What is also interesting is that this method is generally more catered to someone who is an existing customer.
Social Media Platforms
With emails paving the way for the digital world, it would not be complete without the introduction of smartphones and tablets which came about in the mid-2000s.
It changed the way companies communicated with customers because all of a sudden everyone had a voice and weren’t afraid to use it. Later on, social media has changed the customer experience game. Customers now have social media sites like Facebook, Twitter, TripAdvisor or review sites on which they can share their positive or negative experiences with a wider audience. Your customers can publicly ask questions and leave feedback directly on your social media channel/profile. Other potential customers can see how you interact with your customers and take into consideration for future purchases.
For example, you took a flight on KLM airlines and had positive or negative experience, you can so very easily go onto the KLM Facebook page and leave feedback directly to the page which would be seen immediately by their social media marketers and everyone else in that page. The representative can respond very quickly to you with an offer of thanks or potentially a solution to an issue or query you are facing. Most of the time, other fellow customers of the brand would give advice as well.
PRO – This extended reach is incredible. Instead of your customers telling a couple of their friends about a great experience with your company, they can now tell thousands via a post through social media. It can be shared and reposted to even more wider audiences, thus increasing your brand.
CON – So what used to be a private interaction with your customer is now viewable by everyone. Companies can no longer hide from negative feedback posted on the web. All feedback whether positive or negative is out in the open. It is also hard to measure this sort of feedback and scale it to see what insights you could uncover.
This method is generally more suitable for someone who is an existing and potential customer.
Real Time Feedback Forms
In this day and age all companies know the importance of embracing the digital environment, be it websites, web shops, applications or feedback. Most customers look at a company’s website before actually contacting said company, whether it is for purchasing a service or product or even getting information about the company or the product. With the invention of mobile phones and tablets, it has become even more apparent and easier to check a brand’s website from almost anywhere in a matter of seconds. The concept of real-time feedback and immediacy has forced the survey industry to wake up and create new means of obtaining relevant feedback from their visitors on their website.
For example, you’re looking to purchase a coffee machine from Miele and you go to the website with this specific goal in mind. After looking at the prices, you decide to leave.
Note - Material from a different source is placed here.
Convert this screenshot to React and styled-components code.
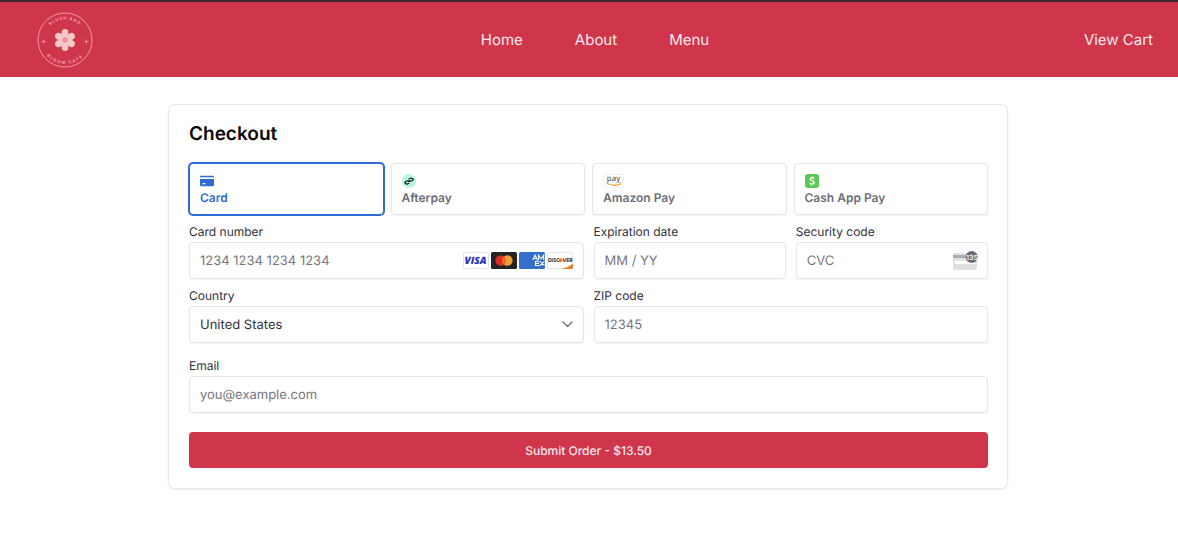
import React, { useState } from 'react';
import styled, { createGlobalStyle } from 'styled-components';

const GlobalStyle = createGlobalStyle`
  * { box-sizing: border-box; }
  body {
    margin: 0;
    background: #fff;
    color: #30313d;
    font-family: Inter, "Liberation Sans", sans-serif;
    text-rendering: geometricPrecision;
  }
  button, input, select { font-family: inherit; text-rendering: inherit; }
`;

const Header = styled.header`
  display: grid;
  grid-template-columns: 1fr auto 1fr;
  align-items: center;
  height: 77px;
  padding: 0 25px 0 37px;
  border-top: 2px solid #3d2b2b;
  background: #cf364b;
`;

const HomeLink = styled.a`
  display: flex;
  justify-self: start;
`;

const Nav = styled.nav`
  display: flex;
  gap: 52px;
`;

const NavLink = styled.a`
  color: #fbe9eb;
  font-size: 15px;
  line-height: 20px;
  text-decoration: none;
`;

const CartLink = styled(NavLink)`
  justify-self: end;
`;

const Main = styled.main`
  padding: 27px 22px 40px 20px;
`;

const CheckoutForm = styled.form`
  max-width: 840px;
  margin: 0 auto;
  padding: 17px 19px 20px 20px;
  border: 1px solid #e8e8ea;
  border-radius: 7px;
  box-shadow: 0 1px 2px rgba(0, 0, 0, 0.08);
`;

const Title = styled.h1`
  margin: 0 0 17px;
  color: #0a0a0a;
  font-size: 19px;
  font-weight: 600;
  line-height: 24px;
`;

const Methods = styled.div`
  display: grid;
  grid-template-columns: repeat(4, 1fr);
  gap: 7px;
  margin-bottom: 9px;
`;

const Method = styled.button`
  display: flex;
  flex-direction: column;
  align-items: flex-start;
  height: 52px;
  padding: 10px 10px 8px;
  border: 1px solid ${(p) => (p.$selected ? '#2f6bd4' : '#e6e6e8')};
  border-radius: 4px;
  background: #fff;
  box-shadow: ${(p) => (p.$selected ? '0 0 0 1px #2f6bd4' : '0 1px 2px rgba(0, 0, 0, 0.05)')};
  color: ${(p) => (p.$selected ? '#2f6bd4' : '#6d6e78')};
  font-size: 12px;
  font-weight: 600;
  line-height: 16px;
  cursor: pointer;

  svg { display: block; margin-bottom: 2px; }
`;

const Fields = styled.div`
  display: grid;
  grid-template-columns: repeat(4, 1fr);
  gap: 9px 10px;
`;

const Field = styled.div`
  grid-column: span ${(p) => p.$span};
  min-width: 0;
  margin-top: ${(p) => (p.$spaced ? '6px' : '0')};
`;

const Label = styled.label`
  display: block;
  margin-bottom: 2px;
  font-size: 12px;
  line-height: 16px;
`;

const Control = styled.div`
  display: flex;
  align-items: center;
  height: 37px;
  padding-right: 10px;
  border: 1px solid #e6e6e8;
  border-radius: 4px;
  box-shadow: 0 1px 2px rgba(0, 0, 0, 0.05);
`;

const TextInput = styled.input`
  flex: 1;
  min-width: 0;
  height: 100%;
  padding: 0 10px;
  border: 0;
  outline: 0;
  background: transparent;
  color: #30313d;
  font-size: 13px;

  &::placeholder { color: #757680; opacity: 1; }
`;

const SelectInput = styled(TextInput).attrs({ as: 'select' })`
  appearance: none;
`;

const Brands = styled.div`
  display: flex;
  gap: 2px;
`;

const Submit = styled.button`
  display: block;
  width: 100%;
  height: 36px;
  margin-top: 19px;
  border: 0;
  border-radius: 4px;
  background: #cf364b;
  color: #fbe9eb;
  font-size: 12px;
  font-weight: 500;
  cursor: pointer;
`;

const Logo = () => (
  <svg width="56" height="56" viewBox="0 0 56 56" fill="none" aria-label="Blush and Bloom Cafe">
    <defs>
      <path id="logo-top" d="M7.500 28a20.500 20.500 0 0 1 41 0" />
      <path id="logo-bottom" d="M4 28a24 24 0 0 0 48 0" />
    </defs>
    <circle cx="28" cy="28" r="27" stroke="#e99aa3" strokeWidth="1" />
    <g fill="#f1b4ba" fontSize="4" fontWeight="600" letterSpacing="1" textAnchor="middle">
      <text><textPath href="#logo-top" startOffset="50%">BLUSH AND</textPath></text>
      <text letterSpacing="1.500"><textPath href="#logo-bottom" startOffset="50%">BLOOM CAFE</textPath></text>
    </g>
    <g fill="#f7c8ca">
      {[0, 60, 120, 180, 240, 300].map((a) => (
        <ellipse key={a} cx="28" cy="21" rx="3.400" ry="4" transform={`rotate(${a} 28 28)`} />
      ))}
      <circle cx="28" cy="28" r="5" />
    </g>
    <circle cx="28" cy="28" r="2.800" fill="#ee9295" />
    <path d="M6.500 27.500v4M4.500 29.500h4M49.500 27.500v4M47.500 29.500h4" stroke="#e98f98" strokeWidth="1" />
  </svg>
);

const CardIcon = () => (
  <svg width="14" height="14" viewBox="0 0 14 14" fill="#2f6bd4">
    <path d="M0 2.800q0-1 1-1h12q1 0 1 1v.5H0zM0 5h14v6q0 1.300-1.300 1.300H1.300Q0 12.300 0 11z" />
    <rect x="2.500" y="9" width="3" height="1.200" rx=".5" fill="#fff" />
  </svg>
);

const AfterpayIcon = () => (
  <svg width="14" height="14" viewBox="0 0 14 14" fill="none">
    <circle cx="7" cy="7" r="7" fill="#b9f5dc" />
    <path
      d="M7.200 8.900 5.600 9.900Q5 10.200 4.400 9.900L3.100 9.100Q2.500 8.600 3.100 8.100L4.900 7Q5.500 6.700 6.100 7L7.600 7.800M6.700 5.200 8.400 4.200Q9 3.900 9.600 4.200L11 5Q11.600 5.500 11 6L9.200 7.100Q8.600 7.400 8 7.100L6.500 6.300"
      stroke="#101820" strokeWidth="1.200" strokeLinejoin="round"
    />
  </svg>
);

const AmazonPayIcon = () => (
  <svg width="21" height="14" viewBox="0 0 21 14" fill="none">
    <rect x=".5" y=".5" width="20" height="13" fill="#fff" stroke="#f1f1f2" />
    <text x="10.500" y="7" textAnchor="middle" fill="#343b45" fontSize="8" fontWeight="500" fontFamily="Open Sans, sans-serif">pay</text>
    <path d="M3.500 9.300q7 3.800 13.500.6" stroke="#f3a03c" strokeWidth="1.100" />
    <path d="m15.700 8.900 2.300-.2-.5 2.300" stroke="#f3a03c" strokeWidth=".8" />
  </svg>
);

const CashAppIcon = () => (
  <svg width="14" height="14" viewBox="0 0 14 14" fill="none">
    <rect width="14" height="14" rx="3" fill="#5bc95a" />
    <path d="M9.300 4.800C8 3.600 5.200 3.500 5.200 5.200c0 1.900 4.100 1.100 4.100 3.200 0 1.900-3.100 2-4.700.6M7.800 2.400l-.4 1.500M6.500 10l-.4 1.600" stroke="#fff" strokeWidth="1.300" />
  </svg>
);

const Visa = () => (
  <svg width="26" height="17" viewBox="0 0 26 17" aria-label="Visa">
    <rect x=".5" y=".5" width="25" height="16" rx="1" fill="#fff" stroke="#e2e3e6" />
    <text x="12.500" y="12.200" textAnchor="middle" fill="#2433bd" fontSize="10" fontWeight="800" fontStyle="italic" fontFamily="Open Sans, sans-serif">VISA</text>
  </svg>
);

const Mastercard = () => (
  <svg width="26" height="17" viewBox="0 0 26 17" aria-label="Mastercard">
    <rect width="26" height="17" rx="1.500" fill="#252525" />
    <circle cx="9.700" cy="8.500" r="5.300" fill="#df2b26" />
    <circle cx="16.300" cy="8.500" r="5.300" fill="#eca13a" />
    <path d="M13 4.350a5.300 5.300 0 0 1 0 8.300 5.300 5.300 0 0 1 0-8.300" fill="#eb6428" />
  </svg>
);

const Amex = () => (
  <svg width="26" height="17" viewBox="0 0 26 17" aria-label="American Express">
    <rect width="26" height="17" rx="1.500" fill="#3470c9" />
    <g fill="none" stroke="#f4f8ff" strokeWidth="1.100">
      <path d="m13.800 8 2.300-5L18.400 8M14.600 6.500h3M19.500 8V3.200l2.600 3.600 2.600-3.600V8" />
      <path d="M20.500 9.300h-4V13.500h4M16.500 11.400h3.500M21 9.300l4.500 4.200M25.500 9.300 21 13.500" />
    </g>
  </svg>
);

const Discover = () => (
  <svg width="26" height="17" viewBox="0 0 26 17" aria-label="Discover">
    <rect x=".5" y=".5" width="25" height="16" rx="1" fill="#fff" stroke="#e2e3e6" />
    <path d="M13.500 17Q21 15.500 26 11.500V16q0 1-1 1z" fill="#e7803b" />
    <g fill="#202020" fontSize="5" fontWeight="700">
      <text x="1" y="10">DISC</text>
      <text x="15.500" y="10">VER</text>
    </g>
    <circle cx="13.800" cy="8.200" r="2" fill="#e98245" />
  </svg>
);

const CvcIcon = () => (
  <svg width="24" height="20" viewBox="0 0 24 20" fill="none" overflow="visible" aria-hidden="true">
    <rect y="2" width="24" height="17" rx="2" fill="#e1e1e3" />
    <path d="M0 4h24v3H0z" fill="#aaaab0" />
    <path d="M2 10h20v3H2z" fill="#fff" />
    <circle cx="18.700" cy="6" r="6" fill="#6a6b76" />
    <text x="19" y="8.500" textAnchor="middle" fill="#fff" fontSize="7" fontWeight="600">135</text>
  </svg>
);

const Chevron = () => (
  <svg width="11" height="7" viewBox="0 0 11 7" fill="none" aria-hidden="true">
    <path d="m1 1 4.500 4.500L10 1" stroke="#6d6e78" strokeWidth="1.400" strokeLinecap="round" strokeLinejoin="round" />
  </svg>
);

const methods = [
  { name: 'Card', Icon: CardIcon },
  { name: 'Afterpay', Icon: AfterpayIcon },
  { name: 'Amazon Pay', Icon: AmazonPayIcon },
  { name: 'Cash App Pay', Icon: CashAppIcon },
];

function InputField({ id, label, span, spaced, placeholder, type = 'text', children }) {
  return (
    <Field $span={span} $spaced={spaced}>
      <Label htmlFor={id}>{label}</Label>
      <Control>
        <TextInput id={id} type={type} placeholder={placeholder} />
        {children}
      </Control>
    </Field>
  );
}

export default function App() {
  const [method, setMethod] = useState('Card');
  return (
    <>
      <GlobalStyle />
      <Header>
        <HomeLink href="#"><Logo /></HomeLink>
        <Nav>
          <NavLink href="#home">Home</NavLink>
          <NavLink href="#about">About</NavLink>
          <NavLink href="#menu">Menu</NavLink>
        </Nav>
        <CartLink href="#cart">View Cart</CartLink>
      </Header>
      <Main>
        <CheckoutForm onSubmit={(e) => e.preventDefault()}>
          <Title>Checkout</Title>
          <Methods>
            {methods.map(({ name, Icon }) => (
              <Method key={name} type="button" $selected={method === name} aria-pressed={method === name} onClick={() => setMethod(name)}>
                <Icon />
                {name}
              </Method>
            ))}
          </Methods>
          <Fields>
            <InputField id="number" label="Card number" span={2} placeholder="1234 1234 1234 1234">
              <Brands><Visa /><Mastercard /><Amex /><Discover /></Brands>
            </InputField>
            <InputField id="expiry" label="Expiration date" span={1} placeholder="MM / YY" />
            <InputField id="cvc" label="Security code" span={1} placeholder="CVC">
              <CvcIcon />
            </InputField>
            <Field $span={2}>
              <Label htmlFor="country">Country</Label>
              <Control>
                <SelectInput id="country" defaultValue="US">
                  <option value="US">United States</option>
                </SelectInput>
                <Chevron />
              </Control>
            </Field>
            <InputField id="zip" label="ZIP code" span={2} placeholder="12345" />
            <InputField id="email" label="Email" type="email" span={4} spaced placeholder="you@example.com" />
          </Fields>
          <Submit type="submit">Submit Order - $13.50</Submit>
        </CheckoutForm>
      </Main>
    </>
  );
}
How can Miele know why you did not make the purchase? Was it a buggy website? High prices? Long delivery period? Were you simply browsing? Instead, as soon as the customer displays behaviour recognized by software as leaving the website before completing a purchase (such as dragging the mouse cursor away from a web-page) a feedback form pops-up as if it were a customer service agent who can receive brief but valuable insight as to why they chose to abort the experience without potentially having met their goal. If you were to visit the store in person, you would have a normal interaction with a salesperson. When it is on a website, it is far harder to learn and observe how your experience was, allowing for future experiential improvements.
PRO – Businesses can now learn to connect the dots between the given feedback and the customer demographic. Digital feedback has allowed customers to engage and provide the proper information at the point of experience so seamlessly. Leveraging off the influx of increased mobility allows for more accurate responses since the experience is still fresh in the mind of the customer.
“This new method of feedback collection is not only more effective, cheaper and simple to deploy, but allows you to really dig deep and find out measure the results of that feedback and analyse it to gain valuable quantitative AND qualitative insights into a customer’s experience.“
Still a Challenge – Improving the customer experience is a challenge in every single sector that will not be dwindling anytime soon. Staying on the cutting edge of obtaining customer feedback will ensure a great advantage for businesses compared to ones who often overlook or do not optimize or evolve with new technological advances and this will be the key to remaining effective, efficient, profitable and sustainable in the long-term. Social media having changed the game of feedback, everything is out in the open but what you want to really do is provide them with a tool that they can talk to you directly with valuable results.
This was the original idea of creating Mopinion in the first place to be able to speak to the customers’ needs and using their feedback to uncover important insights that are measurable.